On y apprend que la prison de Montréal était
située sur la rue Notre-Dame et que la morgue municipale recevait les cadavres
sur la rue Perthuis. La ville possédait, entre autres, deux musées (l’Art Association of Montreal – qui sera
renommée 1949 le Musée des beaux-arts de
Montréal – et la National History
Society of Montréal. La Société d’archéologie et de numismatique de Montréal était l’une des nombreuses
sociétés savantes ayant pour objectif de favoriser la science, la culture et la
préservation du patrimoine montréalais.
Cinq journaux s’y faisaient
concurrence : La Patrie (rue
Saint-Gabriel) dont les articles n’étaient pas signés par les journalistes qui
gagnaient « presque cinq dollars par
mois », la Gazette, le Montreal Herald, le Daily Witness, le Montreal
Star :
« …
pour maintenir l'intérêt des lecteurs, il
faut des faits divers, du spectaculaire, du sordide. […] Les gens sont voyeurs et aiment les
sensations fortes. »
Pour officialiser des fiançailles, il était
possible de se procurer un « ensemble
à diamant valant presque trois dollars […] Une petite fortune » alors qu’il fallait débourser deux cents pour
acheter un exemplaire de journal.
La rigueur du texte est allégée par quelques
touches d’humour :
« Arcand l’entraîna vers le groupe de
policiers, dont les membres l’accueillirent à l’unisson avec des airs de bœuf. »

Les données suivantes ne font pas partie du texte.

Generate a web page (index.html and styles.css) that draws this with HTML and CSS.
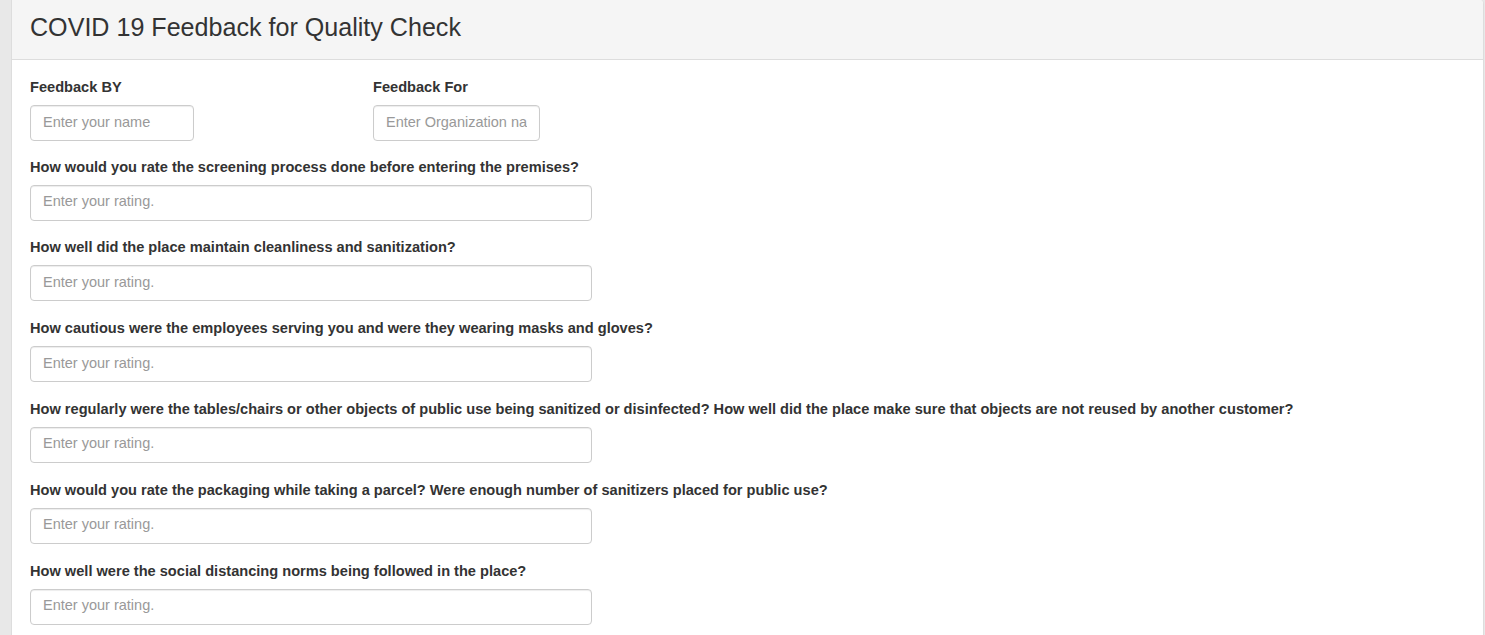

« …je ne suis pas un râleur. Je suis français.
Il y a une différence. »
« Comme tous les politiciens fédéraux canadiens-français,
il (ex-ministre dans le cabinet Macdonald) s’efforce maintenant d’être plus anglais que les Anglais. »
« …
son expression trahissait un
mécontentement qui aurait flétri une plante. »
Certains rappels sur les enquêtes précédentes
permettent au lecteur de contextualiser les événements tragiques auxquels doit
faire face le célèbre quatuor Laflamme frère et sœur / McCreary / O’Gara. Le
petit groupe a toujours pour quartier général la cuisine de la maison des
Laflamme en fond de cour sur la rue De Lorimier. On y planifie les stratégies
d’enquête, panse à l’occasion des blessures. Sinon, les lieux sont propices à
des rapprochements intimes et parfois à échanges houleux. L’auteur sait assurer
un bon équilibre entre les scènes d’action et les interrelations humaines
(Joseph/Mary et Emma/George ou « professionnelles »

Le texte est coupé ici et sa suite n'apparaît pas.